Your goal :: Go through the data below and copy it exactly, skipping every picture.

Data provided ::
- - - -
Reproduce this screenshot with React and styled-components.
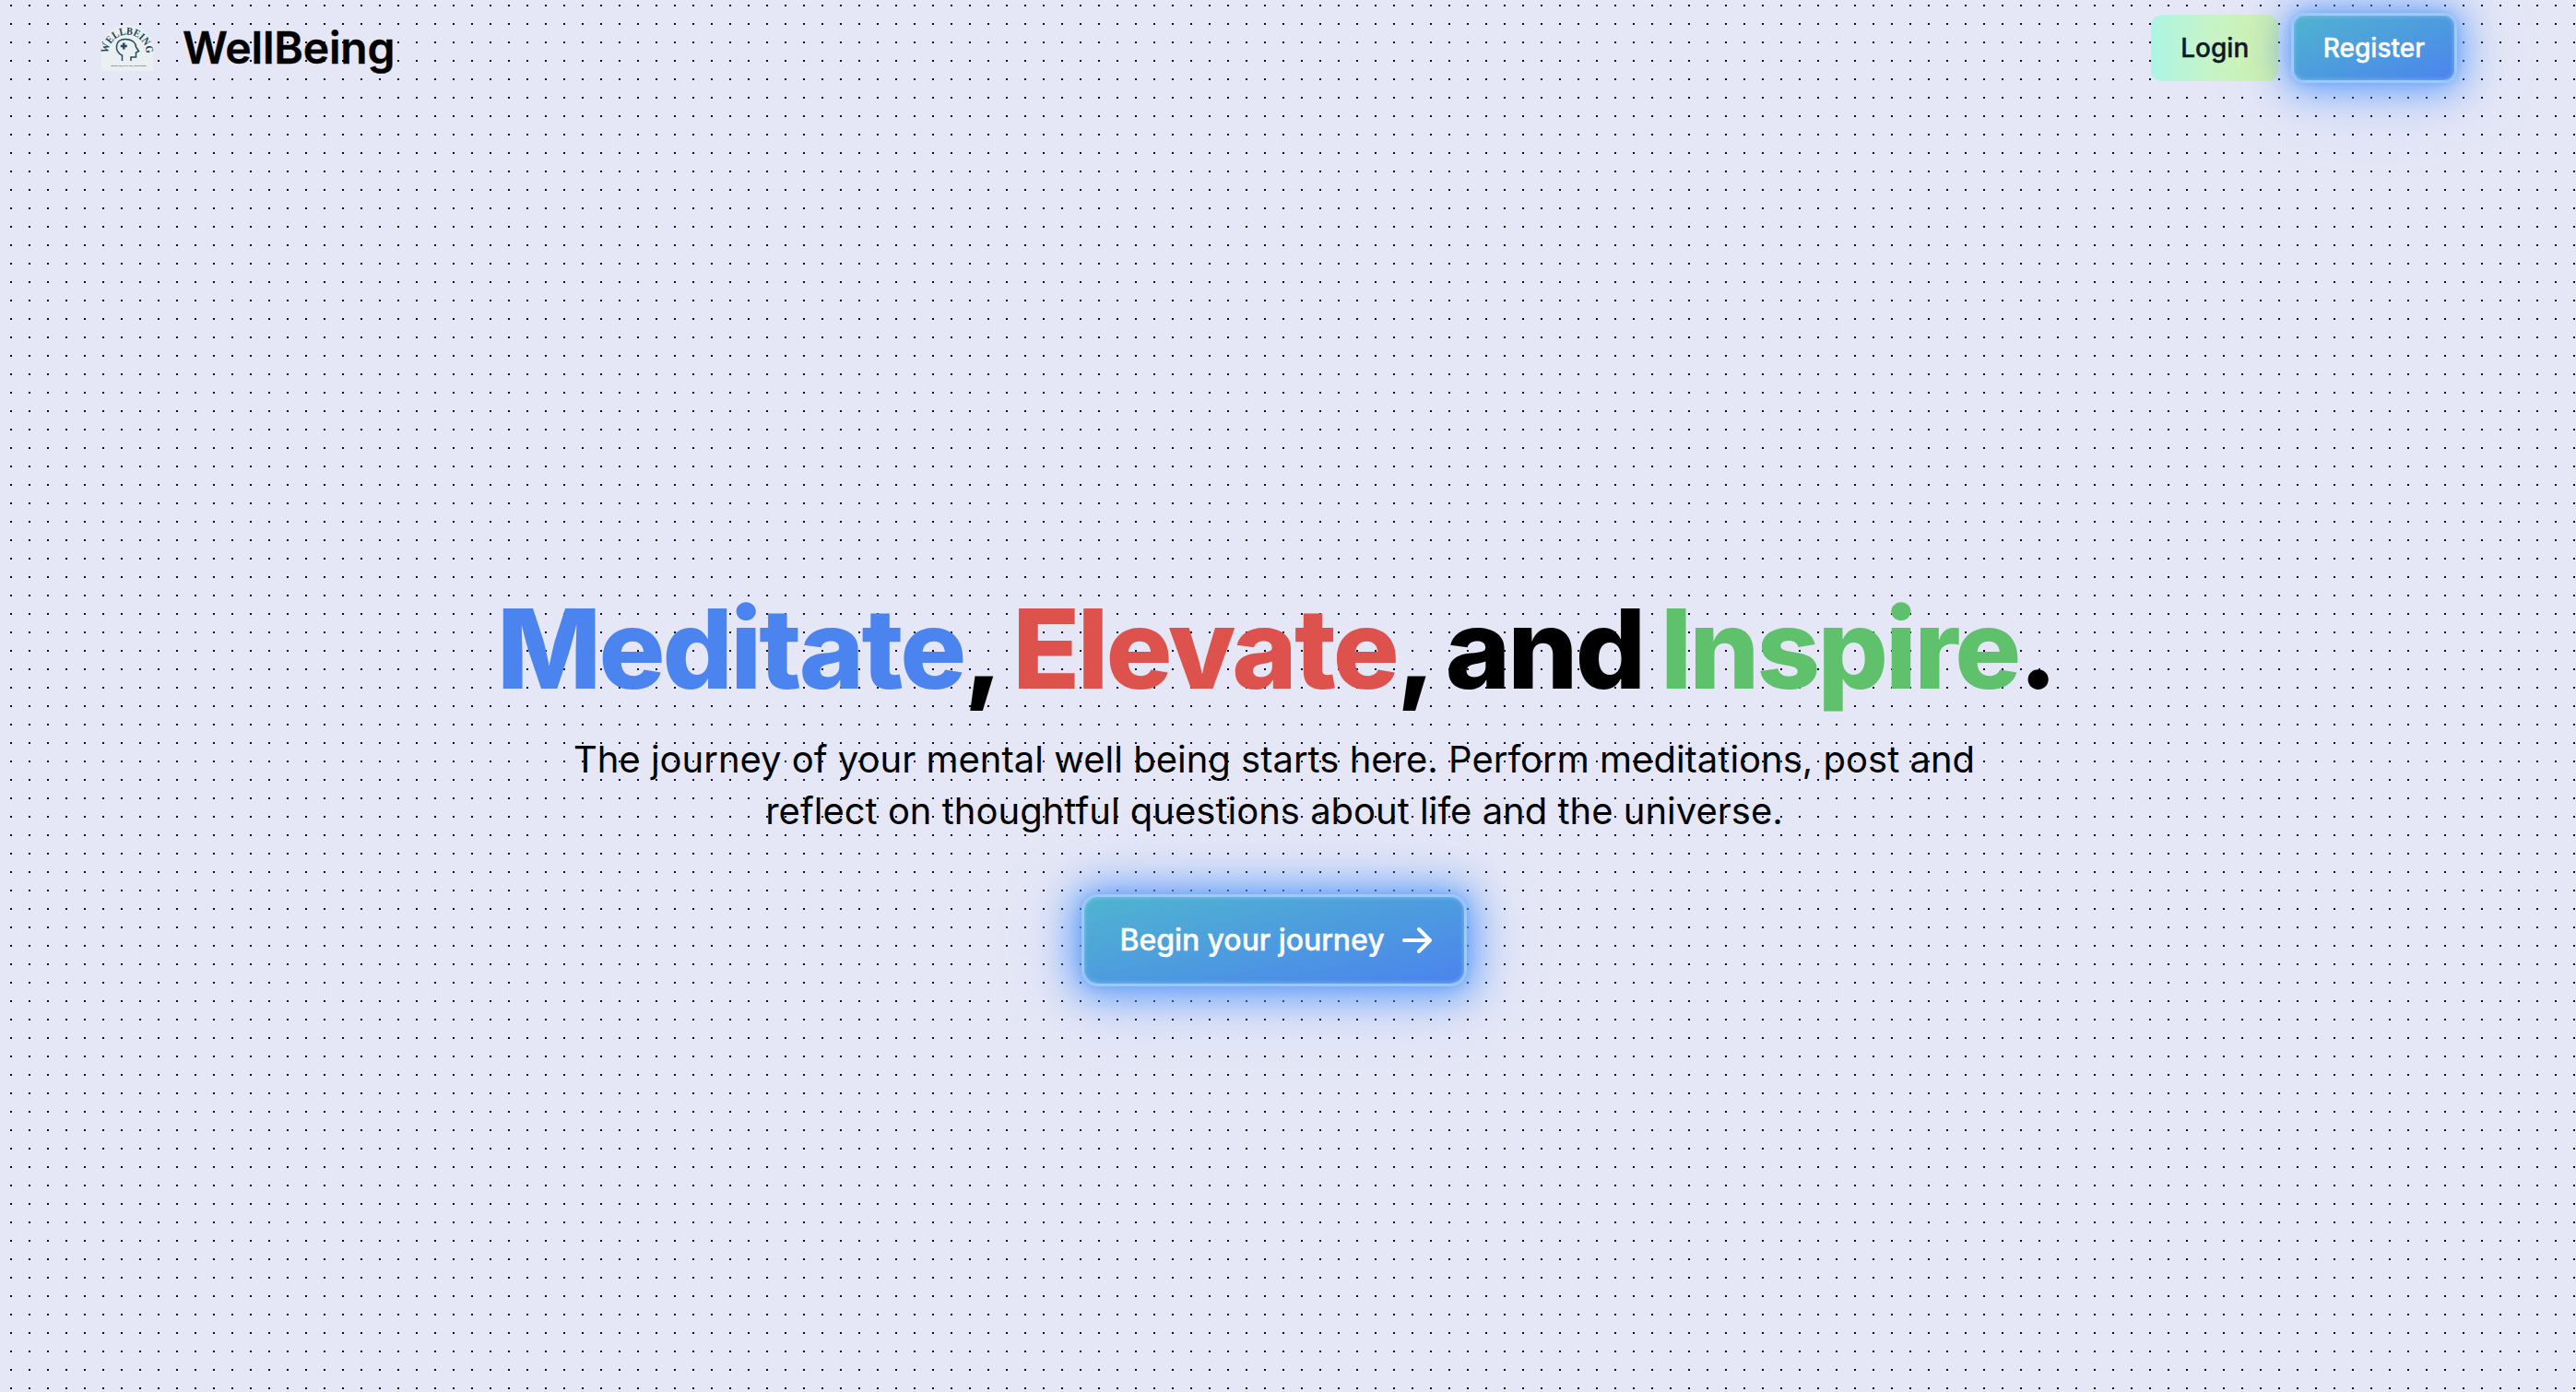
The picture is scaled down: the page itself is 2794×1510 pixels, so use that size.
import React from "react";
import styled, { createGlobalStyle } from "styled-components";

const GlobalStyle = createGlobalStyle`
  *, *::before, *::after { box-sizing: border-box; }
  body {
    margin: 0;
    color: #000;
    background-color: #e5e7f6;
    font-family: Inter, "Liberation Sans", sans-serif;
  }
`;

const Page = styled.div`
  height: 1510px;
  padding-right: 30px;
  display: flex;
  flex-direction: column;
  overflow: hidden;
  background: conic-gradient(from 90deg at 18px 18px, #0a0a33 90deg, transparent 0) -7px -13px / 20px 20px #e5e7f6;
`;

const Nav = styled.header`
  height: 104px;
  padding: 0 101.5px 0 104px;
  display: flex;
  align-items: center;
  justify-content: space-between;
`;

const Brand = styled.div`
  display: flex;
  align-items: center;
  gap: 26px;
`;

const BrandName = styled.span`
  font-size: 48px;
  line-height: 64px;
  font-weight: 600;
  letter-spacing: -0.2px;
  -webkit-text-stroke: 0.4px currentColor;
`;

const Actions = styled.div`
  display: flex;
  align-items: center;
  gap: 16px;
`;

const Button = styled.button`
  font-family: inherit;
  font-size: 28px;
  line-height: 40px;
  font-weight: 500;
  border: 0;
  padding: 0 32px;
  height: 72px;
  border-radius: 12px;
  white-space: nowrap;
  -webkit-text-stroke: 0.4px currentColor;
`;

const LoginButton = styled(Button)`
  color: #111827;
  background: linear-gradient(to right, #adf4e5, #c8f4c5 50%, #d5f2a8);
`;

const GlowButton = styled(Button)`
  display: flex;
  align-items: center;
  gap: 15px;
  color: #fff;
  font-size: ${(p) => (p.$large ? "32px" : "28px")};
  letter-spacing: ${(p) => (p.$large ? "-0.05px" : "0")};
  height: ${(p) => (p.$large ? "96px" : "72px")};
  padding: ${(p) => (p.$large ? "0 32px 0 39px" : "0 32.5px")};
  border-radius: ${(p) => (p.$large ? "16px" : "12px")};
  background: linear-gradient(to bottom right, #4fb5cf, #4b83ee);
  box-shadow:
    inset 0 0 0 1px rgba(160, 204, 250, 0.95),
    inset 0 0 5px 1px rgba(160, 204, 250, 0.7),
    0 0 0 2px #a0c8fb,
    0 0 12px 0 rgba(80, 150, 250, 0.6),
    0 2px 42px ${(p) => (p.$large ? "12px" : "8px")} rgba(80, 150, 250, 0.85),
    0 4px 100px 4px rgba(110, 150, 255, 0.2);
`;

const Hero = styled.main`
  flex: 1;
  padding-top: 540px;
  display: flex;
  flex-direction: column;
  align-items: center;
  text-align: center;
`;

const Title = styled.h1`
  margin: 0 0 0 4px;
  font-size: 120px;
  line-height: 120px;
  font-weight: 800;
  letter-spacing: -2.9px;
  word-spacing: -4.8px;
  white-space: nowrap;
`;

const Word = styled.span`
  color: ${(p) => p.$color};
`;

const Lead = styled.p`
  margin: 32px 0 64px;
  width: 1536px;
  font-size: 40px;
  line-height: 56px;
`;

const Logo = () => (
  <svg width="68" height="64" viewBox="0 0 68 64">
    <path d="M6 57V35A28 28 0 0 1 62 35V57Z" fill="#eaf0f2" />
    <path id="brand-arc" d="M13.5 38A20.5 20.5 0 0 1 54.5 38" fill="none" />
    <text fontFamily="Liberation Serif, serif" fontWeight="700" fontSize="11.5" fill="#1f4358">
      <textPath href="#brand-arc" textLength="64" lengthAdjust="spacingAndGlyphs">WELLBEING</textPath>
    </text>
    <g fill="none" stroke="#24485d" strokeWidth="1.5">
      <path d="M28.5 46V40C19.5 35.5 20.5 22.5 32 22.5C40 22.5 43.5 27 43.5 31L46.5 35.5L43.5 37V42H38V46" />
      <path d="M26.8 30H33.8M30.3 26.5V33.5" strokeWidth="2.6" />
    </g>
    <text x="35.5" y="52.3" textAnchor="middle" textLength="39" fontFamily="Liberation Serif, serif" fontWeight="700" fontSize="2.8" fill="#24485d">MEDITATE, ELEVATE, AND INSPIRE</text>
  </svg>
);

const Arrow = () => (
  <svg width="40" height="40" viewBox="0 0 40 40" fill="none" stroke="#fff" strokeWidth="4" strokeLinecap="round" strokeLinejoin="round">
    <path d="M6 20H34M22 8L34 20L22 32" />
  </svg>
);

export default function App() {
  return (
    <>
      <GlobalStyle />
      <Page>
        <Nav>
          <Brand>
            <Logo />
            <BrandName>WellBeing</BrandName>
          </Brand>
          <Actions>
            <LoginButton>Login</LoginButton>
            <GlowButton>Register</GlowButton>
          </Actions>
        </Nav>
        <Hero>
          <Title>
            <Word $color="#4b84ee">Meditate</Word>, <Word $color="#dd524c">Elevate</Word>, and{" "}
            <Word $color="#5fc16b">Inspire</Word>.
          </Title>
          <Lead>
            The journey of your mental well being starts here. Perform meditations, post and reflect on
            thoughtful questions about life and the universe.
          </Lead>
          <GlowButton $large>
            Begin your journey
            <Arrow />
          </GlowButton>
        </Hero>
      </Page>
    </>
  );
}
- - - -
Completed exercise ::
Reproduce this screenshot with React and styled-components.
The picture is scaled down: the page itself is 2794×1510 pixels, so use that size.
import React from "react";
import styled, { createGlobalStyle } from "styled-components";

const GlobalStyle = createGlobalStyle`
  *, *::before, *::after { box-sizing: border-box; }
  body {
    margin: 0;
    color: #000;
    background-color: #e5e7f6;
    font-family: Inter, "Liberation Sans", sans-serif;
  }
`;

const Page = styled.div`
  height: 1510px;
  padding-right: 30px;
  display: flex;
  flex-direction: column;
  overflow: hidden;
  background: conic-gradient(from 90deg at 18px 18px, #0a0a33 90deg, transparent 0) -7px -13px / 20px 20px #e5e7f6;
`;

const Nav = styled.header`
  height: 104px;
  padding: 0 101.5px 0 104px;
  display: flex;
  align-items: center;
  justify-content: space-between;
`;

const Brand = styled.div`
  display: flex;
  align-items: center;
  gap: 26px;
`;

const BrandName = styled.span`
  font-size: 48px;
  line-height: 64px;
  font-weight: 600;
  letter-spacing: -0.2px;
  -webkit-text-stroke: 0.4px currentColor;
`;

const Actions = styled.div`
  display: flex;
  align-items: center;
  gap: 16px;
`;

const Button = styled.button`
  font-family: inherit;
  font-size: 28px;
  line-height: 40px;
  font-weight: 500;
  border: 0;
  padding: 0 32px;
  height: 72px;
  border-radius: 12px;
  white-space: nowrap;
  -webkit-text-stroke: 0.4px currentColor;
`;

const LoginButton = styled(Button)`
  color: #111827;
  background: linear-gradient(to right, #adf4e5, #c8f4c5 50%, #d5f2a8);
`;

const GlowButton = styled(Button)`
  display: flex;
  align-items: center;
  gap: 15px;
  color: #fff;
  font-size: ${(p) => (p.$large ? "32px" : "28px")};
  letter-spacing: ${(p) => (p.$large ? "-0.05px" : "0")};
  height: ${(p) => (p.$large ? "96px" : "72px")};
  padding: ${(p) => (p.$large ? "0 32px 0 39px" : "0 32.5px")};
  border-radius: ${(p) => (p.$large ? "16px" : "12px")};
  background: linear-gradient(to bottom right, #4fb5cf, #4b83ee);
  box-shadow:
    inset 0 0 0 1px rgba(160, 204, 250, 0.95),
    inset 0 0 5px 1px rgba(160, 204, 250, 0.7),
    0 0 0 2px #a0c8fb,
    0 0 12px 0 rgba(80, 150, 250, 0.6),
    0 2px 42px ${(p) => (p.$large ? "12px" : "8px")} rgba(80, 150, 250, 0.85),
    0 4px 100px 4px rgba(110, 150, 255, 0.2);
`;

const Hero = styled.main`
  flex: 1;
  padding-top: 540px;
  display: flex;
  flex-direction: column;
  align-items: center;
  text-align: center;
`;

const Title = styled.h1`
  margin: 0 0 0 4px;
  font-size: 120px;
  line-height: 120px;
  font-weight: 800;
  letter-spacing: -2.9px;
  word-spacing: -4.8px;
  white-space: nowrap;
`;

const Word = styled.span`
  color: ${(p) => p.$color};
`;

const Lead = styled.p`
  margin: 32px 0 64px;
  width: 1536px;
  font-size: 40px;
  line-height: 56px;
`;

const Logo = () => (
  <svg width="68" height="64" viewBox="0 0 68 64">
    <path d="M6 57V35A28 28 0 0 1 62 35V57Z" fill="#eaf0f2" />
    <path id="brand-arc" d="M13.5 38A20.5 20.5 0 0 1 54.5 38" fill="none" />
    <text fontFamily="Liberation Serif, serif" fontWeight="700" fontSize="11.5" fill="#1f4358">
      <textPath href="#brand-arc" textLength="64" lengthAdjust="spacingAndGlyphs">WELLBEING</textPath>
    </text>
    <g fill="none" stroke="#24485d" strokeWidth="1.5">
      <path d="M28.5 46V40C19.5 35.5 20.5 22.5 32 22.5C40 22.5 43.5 27 43.5 31L46.5 35.5L43.5 37V42H38V46" />
      <path d="M26.8 30H33.8M30.3 26.5V33.5" strokeWidth="2.6" />
    </g>
    <text x="35.5" y="52.3" textAnchor="middle" textLength="39" fontFamily="Liberation Serif, serif" fontWeight="700" fontSize="2.8" fill="#24485d">MEDITATE, ELEVATE, AND INSPIRE</text>
  </svg>
);

const Arrow = () => (
  <svg width="40" height="40" viewBox="0 0 40 40" fill="none" stroke="#fff" strokeWidth="4" strokeLinecap="round" strokeLinejoin="round">
    <path d="M6 20H34M22 8L34 20L22 32" />
  </svg>
);

export default function App() {
  return (
    <>
      <GlobalStyle />
      <Page>
        <Nav>
          <Brand>
            <Logo />
            <BrandName>WellBeing</BrandName>
          </Brand>
          <Actions>
            <LoginButton>Login</LoginButton>
            <GlowButton>Register</GlowButton>
          </Actions>
        </Nav>
        <Hero>
          <Title>
            <Word $color="#4b84ee">Meditate</Word>, <Word $color="#dd524c">Elevate</Word>, and{" "}
            <Word $color="#5fc16b">Inspire</Word>.
          </Title>
          <Lead>
            The journey of your mental well being starts here. Perform meditations, post and reflect on
            thoughtful questions about life and the universe.
          </Lead>
          <GlowButton $large>
            Begin your journey
            <Arrow />
          </GlowButton>
        </Hero>
      </Page>
    </>
  );
}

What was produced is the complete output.